Ralph Thomas Kam, Ph.D., APR, Fellow PRSA has had a distinguished career in public relations for more than four decades. In 2014, the Hawaii Chapter of the Public Relations Society of America, named him to its Hall of Honor, which recognizes those with distinguished and exemplary careers in public relations who have used the profession to help create understanding between the community and organizations or companies they represented. These respected individuals have played major roles in business and in furthering Hawaii’s economy through their use of strategic, well-planned public relations programs. This award is the highest the Hawaii chapter can bestow.

 

He has served in leadership positions in the nation’s premier professional society for public relations, including as president of the Hawai‘i chapter of PRSA, as chairman of the PRSA’s Western District, as a PRSA national board member, and as a member of the organization’s board of ethics and professional standards.

 

He was elected as a member of the College of Fellows, Public Relations Society of America, in 2001. The selection was made in recognition of a long and distinguished career in the practice of public relations, and for having long exhibited personal and professional qualities that have served as a role model for practitioners, and for having advanced the profession.

 

He is Accredited in Public Relations.

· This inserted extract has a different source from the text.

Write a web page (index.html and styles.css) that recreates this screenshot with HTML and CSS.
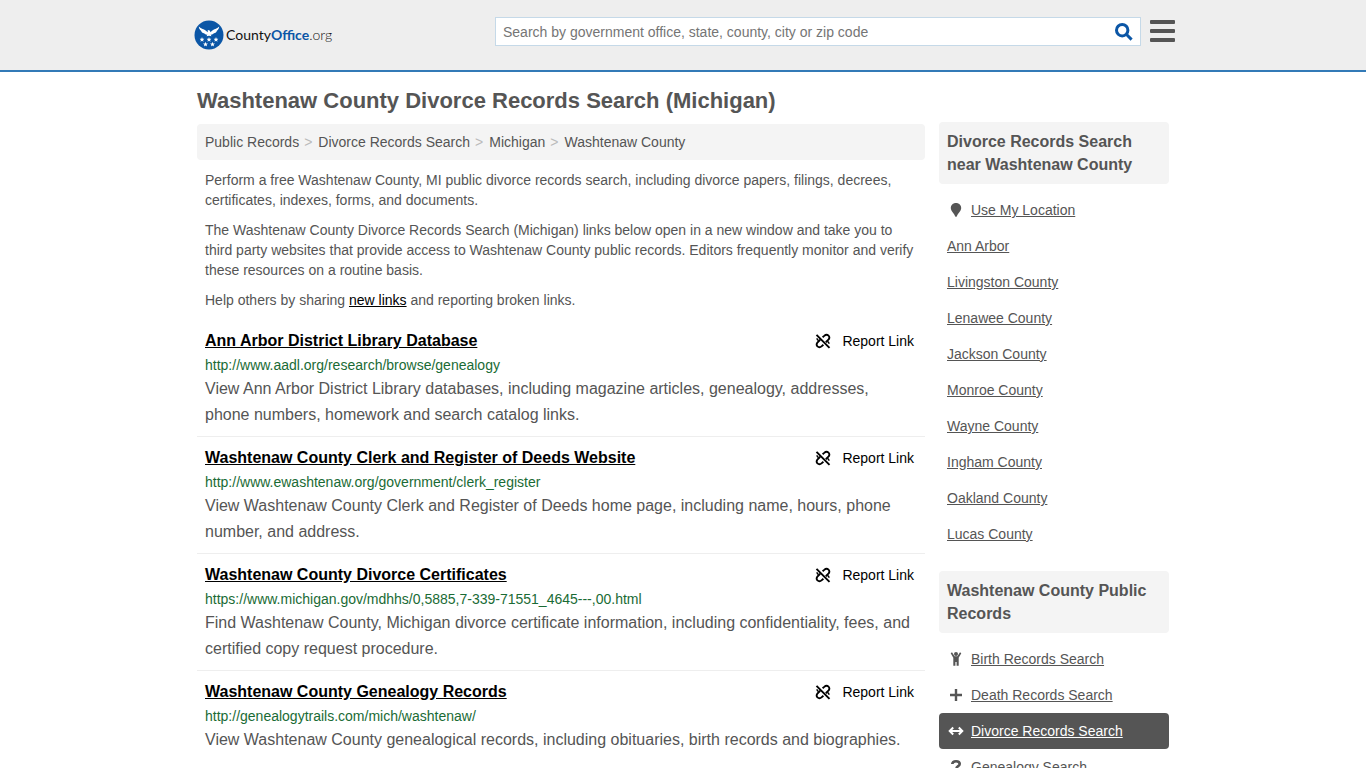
FILE: index.html
```html
<!DOCTYPE html>
<html lang="en">
<head>
  <meta charset="UTF-8">
  <meta name="viewport" content="width=device-width, initial-scale=1.0">
  <title>Washtenaw County Divorce Records Search (Michigan)</title>
  <link rel="stylesheet" href="styles.css">
</head>
<body>

<!-- Shared icons -->
<svg class="sprite" aria-hidden="true">
  <symbol id="icon-unlink" viewBox="0 0 16 16">
    <g fill="none" stroke="currentColor" stroke-width="1.900">
      <path d="M7.600 4.300L9.200 2.900C10.500 1.700 12.300 1.500 13.500 2.600C14.700 3.700 14.600 5.500 13.400 6.700L10.800 9.200"/>
      <path d="M8.400 11.700L6.800 13.100C5.500 14.300 3.700 14.500 2.500 13.400C1.300 12.300 1.400 10.500 2.600 9.300L5.200 6.800"/>
      <path d="M1.500 1.800L14.500 14.800"/>
      <path d="M2 5.200C2 6.300 2.600 7 3.600 7.600M14 10.800C14 9.700 13.400 9 12.400 8.400" stroke-width="1.500"/>
    </g>
  </symbol>
  <symbol id="star" viewBox="0 0 10 10">
    <path d="M5 0L6.300 3.400L10 3.700L7.100 6L8.100 9.700L5 7.600L1.900 9.700L2.900 6L0 3.700L3.700 3.400Z"/>
  </symbol>
</svg>

<header class="site-header">
  <div class="header-inner">
    <a class="logo" href="#" aria-label="CountyOffice.org">
      <svg class="logo-mark" viewBox="0 0 30 30" aria-hidden="true">
        <circle cx="15" cy="15" r="14.500" fill="#0b56a6"/>
        <g fill="#fff">
          <path d="M4.800 6.500C6.500 8.300 9.500 9 12 10.800L13.600 12.200L14 11.400L13.200 11L14.500 10.100L16 10.700L16.400 12.200L18 10.800C20.500 9 23.500 8.300 25.200 6.500C25 8.500 24.200 10 22.900 10.800C22.600 12.200 21.400 13.100 20 13.300C19 14.500 17.600 14.800 16.700 14.600L17.400 16.300L15 15.700L12.600 16.300L13.300 14.600C12.400 14.800 11 14.500 10 13.300C8.600 13.100 7.400 12.200 7.100 10.800C5.800 10 5 8.500 4.800 6.500Z"/>
          <use href="#star" x="5.500" y="17" width="5" height="5"/>
          <use href="#star" x="12.500" y="17" width="5" height="5"/>
          <use href="#star" x="19.500" y="17" width="5" height="5"/>
          <use href="#star" x="9" y="21.700" width="5" height="5"/>
          <use href="#star" x="16" y="21.700" width="5" height="5"/>
        </g>
      </svg>
      <span class="logo-text">County<b>Office</b><span class="logo-tld">.org</span></span>
    </a>

    <form class="search">
      <input type="text" name="q" aria-label="Search" placeholder="Search by government office, state, county, city or zip code">
      <button type="submit" aria-label="Submit search">
        <svg viewBox="0 0 18 18" aria-hidden="true">
          <g fill="none" stroke="#0b56a6" stroke-width="3">
            <circle cx="7.200" cy="7.200" r="5.700"/>
            <path d="M11.300 11.300L16.600 16.600"/>
          </g>
        </svg>
      </button>
    </form>

    <button class="menu-btn" type="button" aria-label="Menu">
      <span></span><span></span><span></span>
    </button>
  </div>
</header>

<div class="container">
  <main class="content">
    <h1>Washtenaw County Divorce Records Search (Michigan)</h1>

    <nav aria-label="Breadcrumb">
      <ol class="breadcrumb">
        <li><a href="#">Public Records</a></li>
        <li><a href="#">Divorce Records Search</a></li>
        <li><a href="#">Michigan</a></li>
        <li><a href="#">Washtenaw County</a></li>
      </ol>
    </nav>

    <div class="intro">
      <p>Perform a free Washtenaw County, MI public divorce records search, including divorce papers, filings, decrees, certificates, indexes, forms, and documents.</p>
      <p>The Washtenaw County Divorce Records Search (Michigan) links below open in a new window and take you to third party websites that provide access to Washtenaw County public records. Editors frequently monitor and verify these resources on a routine basis.</p>
      <p>Help others by sharing <a href="#">new links</a> and reporting broken links.</p>
    </div>

    <article class="result">
      <div class="result-head">
        <h2><a href="#">Ann Arbor District Library Database</a></h2>
        <a class="report" href="#"><svg aria-hidden="true"><use href="#icon-unlink"/></svg>Report Link</a>
      </div>
      <div class="result-url">http://www.aadl.org/research/browse/genealogy</div>
      <p>View Ann Arbor District Library databases, including magazine articles, genealogy, addresses, phone numbers, homework and search catalog links.</p>
    </article>

    <article class="result">
      <div class="result-head">
        <h2><a href="#">Washtenaw County Clerk and Register of Deeds Website</a></h2>
        <a class="report" href="#"><svg aria-hidden="true"><use href="#icon-unlink"/></svg>Report Link</a>
      </div>
      <div class="result-url">http://www.ewashtenaw.org/government/clerk_register</div>
      <p>View Washtenaw County Clerk and Register of Deeds home page, including name, hours, phone number, and address.</p>
    </article>

    <article class="result">
      <div class="result-head">
        <h2><a href="#">Washtenaw County Divorce Certificates</a></h2>
        <a class="report" href="#"><svg aria-hidden="true"><use href="#icon-unlink"/></svg>Report Link</a>
      </div>
      <div class="result-url">https://www.michigan.gov/mdhhs/0,5885,7-339-71551_4645---,00.html</div>
      <p>Find Washtenaw County, Michigan divorce certificate information, including confidentiality, fees, and certified copy request procedure.</p>
    </article>

    <article class="result">
      <div class="result-head">
        <h2><a href="#">Washtenaw County Genealogy Records</a></h2>
        <a class="report" href="#"><svg aria-hidden="true"><use href="#icon-unlink"/></svg>Report Link</a>
      </div>
      <div class="result-url">http://genealogytrails.com/mich/washtenaw/</div>
      <p>View Washtenaw County genealogical records, including obituaries, birth records and biographies.</p>
    </article>
  </main>

  <aside class="sidebar">
    <h2>Divorce Records Search near Washtenaw County</h2>
    <ul>
      <li>
        <a href="#">
          <svg viewBox="0 0 18 16" aria-hidden="true"><path d="M9 1C5.900 1 3.800 3.200 3.800 6C3.800 9 7.200 11.500 8.300 14.600Q9 15.400 9.700 14.600C10.800 11.500 14.200 9 14.200 6C14.200 3.200 12.100 1 9 1Z"/></svg>
          <span>Use My Location</span>
        </a>
      </li>
      <li><a href="#"><span>Ann Arbor</span></a></li>
      <li><a href="#"><span>Livingston County</span></a></li>
      <li><a href="#"><span>Lenawee County</span></a></li>
      <li><a href="#"><span>Jackson County</span></a></li>
      <li><a href="#"><span>Monroe County</span></a></li>
      <li><a href="#"><span>Wayne County</span></a></li>
      <li><a href="#"><span>Ingham County</span></a></li>
      <li><a href="#"><span>Oakland County</span></a></li>
      <li><a href="#"><span>Lucas County</span></a></li>
    </ul>

    <h2>Washtenaw County Public Records</h2>
    <ul>
      <li>
        <a href="#">
          <svg viewBox="0 0 18 16" aria-hidden="true">
            <circle cx="9" cy="3" r="2"/>
            <path d="M3.700 2.300L5 1.200L7.600 5.200H10.400L13 1.200L14.300 2.300L11.700 6.800V14.700H9.600V11H8.400V14.700H6.300V6.800Z"/>
          </svg>
          <span>Birth Records Search</span>
        </a>
      </li>
      <li>
        <a href="#">
          <svg viewBox="0 0 18 16" aria-hidden="true"><path d="M7.800 2H10.200V6.800H15V9.200H10.200V14H7.800V9.200H3V6.800H7.800Z"/></svg>
          <span>Death Records Search</span>
        </a>
      </li>
      <li class="active">
        <a href="#">
          <svg viewBox="0 0 18 16" aria-hidden="true">
            <path d="M3 8H15M6.200 4.500L2.700 8L6.200 11.500M11.800 4.500L15.300 8L11.800 11.500" fill="none" stroke="currentColor" stroke-width="2"/>
          </svg>
          <span>Divorce Records Search</span>
        </a>
      </li>
      <li>
        <a href="#">
          <svg viewBox="0 0 18 16" aria-hidden="true">
            <path d="M5.300 5C5.500 2.900 7 2.200 9 2.200C11.300 2.200 12.700 3.200 12.700 5C12.700 7.400 9.300 7 9.300 10" fill="none" stroke="currentColor" stroke-width="2.600"/>
            <circle cx="9.300" cy="13.300" r="1.600"/>
          </svg>
          <span>Genealogy Search</span>
        </a>
      </li>
    </ul>
  </aside>
</div>

</body>
</html>
```
FILE: styles.css
```css
* {
  box-sizing: border-box;
}

body {
  margin: 0;
  font-family: Arial, "Liberation Sans", sans-serif;
  font-size: 14px;
  line-height: 20px;
  color: #555;
  background-color: #fff;
}

a {
  color: #555;
}

.sprite {
  display: none;
}

/* Header */
.site-header {
  height: 72px;
  background-color: #eee;
  border-bottom: 2px solid #337ab7;
}

.header-inner {
  display: flex;
  align-items: flex-start;
  max-width: 984px;
  margin: 0 auto;
  padding: 17px 0 0 3px;
}

.logo {
  display: flex;
  align-items: center;
  flex: 0 0 301px;
  height: 36px;
  gap: 2px;
  color: #111;
  text-decoration: none;
}

.logo-mark {
  width: 30px;
  height: 30px;
}

.logo-text {
  font-family: Lato, sans-serif;
  font-size: 14px;
}

.logo-text b {
  color: #0b56a6;
}

.logo-tld {
  font-weight: 300;
}

.search {
  display: flex;
  flex: 1;
  height: 29px;
  background-color: #fff;
  border: 1px solid #c5d9e8;
}

.search input {
  flex: 1;
  min-width: 0;
  padding: 0 7px;
  border: none;
  outline: none;
  background: none;
  font-family: inherit;
  font-size: 14px;
  color: #555;
}

.search input::placeholder {
  color: #757575;
}

.search button {
  display: flex;
  align-items: center;
  padding: 0 7px;
  border: none;
  background: none;
  cursor: pointer;
}

.search button svg {
  width: 18px;
  height: 18px;
}

.menu-btn {
  display: flex;
  flex-direction: column;
  gap: 5px;
  width: 25px;
  margin-left: 9px;
  padding: 3px 0;
  border: none;
  background: none;
  cursor: pointer;
}

.menu-btn span {
  width: 100%;
  height: 4px;
  border-radius: 1px;
  background-color: #555;
}

/* Layout */
.container {
  display: flex;
  align-items: flex-start;
  gap: 14px;
  max-width: 972px;
  margin: 0 auto;
}

.content {
  flex: 1;
  min-width: 0;
}

h1 {
  margin: 17px 0 11px;
  font-size: 22px;
  line-height: 24px;
}

.breadcrumb {
  display: flex;
  margin: 0 0 10px;
  padding: 8px;
  list-style: none;
  background-color: #f4f4f4;
  border-radius: 4px;
}

.breadcrumb a {
  text-decoration: none;
}

.breadcrumb li + li::before {
  content: ">";
  padding: 0 6px 0 5px;
  color: #bbb;
}

.intro {
  padding: 0 8px;
}

.intro p {
  margin: 0 0 10px;
}

.intro a {
  color: #000;
}

/* Results */
.result {
  padding: 8px;
}

.result + .result {
  border-top: 1px solid #eee;
}

.result-head {
  display: flex;
  justify-content: space-between;
  padding-right: 3px;
  line-height: 26px;
}

.result h2 {
  margin: 0;
  font-size: 16px;
}

.result-head a {
  color: #000;
}

.report {
  display: flex;
  align-items: center;
  gap: 11px;
  text-decoration: none;
}

.report svg {
  width: 16px;
  height: 16px;
}

.result-url {
  line-height: 22px;
  color: #1a6b35;
}

.result p {
  margin: 0;
  font-size: 16px;
  line-height: 26px;
}

/* Sidebar */
.sidebar {
  flex: 0 0 230px;
  padding-top: 50px;
}

.sidebar h2 {
  margin: 0 0 8px;
  padding: 8px;
  font-size: 16px;
  line-height: 23px;
  background-color: #f4f4f4;
  border-radius: 4px;
}

.sidebar ul {
  margin: 0 0 19px;
  padding: 0;
  list-style: none;
}

.sidebar li a {
  display: flex;
  align-items: center;
  gap: 6px;
  padding: 8px;
  text-decoration: none;
}

.sidebar li span {
  text-decoration: underline;
}

.sidebar svg {
  width: 18px;
  height: 16px;
  fill: currentColor;
}

.sidebar .active a {
  color: #fff;
  background-color: #555;
  border-radius: 4px;
}
```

PRSA's voluntary accreditation program recognizes those individuals experienced in the practice of public relations who have demonstrated through written and oral examinations their knowledge and ability.

 

His advanced academic degrees comprise an M.A. and a Ph.D. in American Studies from the University of Hawai‘i at Mānoa, specializing in Asian Pacific American studies and media studies, and an M.A. in Public Relations from the University of Southern California. He received a Graduate Certificate in Historic Preservation in 2008.

 

With a primary research interest in nineteenth-century Hawaiian history, Kam is author of Death Rites and Hawaiian Royalty: Funerary Practices in the Kamehameha and Kalākaua Dynasties, 1819-1953, (McFarland & Company, Inc., Publishers, 2017) and co-author of Partners in Change: A Biographical Encyclopedia of American Protestant Missionaries in Hawai‘i and their Hawaiian and Tahitian Colleagues, 1820-1900 (2018). He contributed a chapter, titled, “The Legacy of Na Himeni Hawaii,” in Kōkua Aku, Kōkua Mai: Chiefs, Missionaries, and Five Transformations of the Hawaiian Kingdom (2018).

 

He has contributed ten articles to the Hawaiian Journal of History, including the most recent: “The Watchers: How Espionage Doomed the Counter-Revolution of 1895,” vol. 54 (2020).

 

He has taught graduate and undergraduate courses at the University of Hawai‘i at Mānoa;

Hawai‘i Pacific University; and Chaminade University of Honolulu. He has served as dean of Honolulu Community College and as interim director of the historic preservation program at the University of Hawai‘i at Mānoa.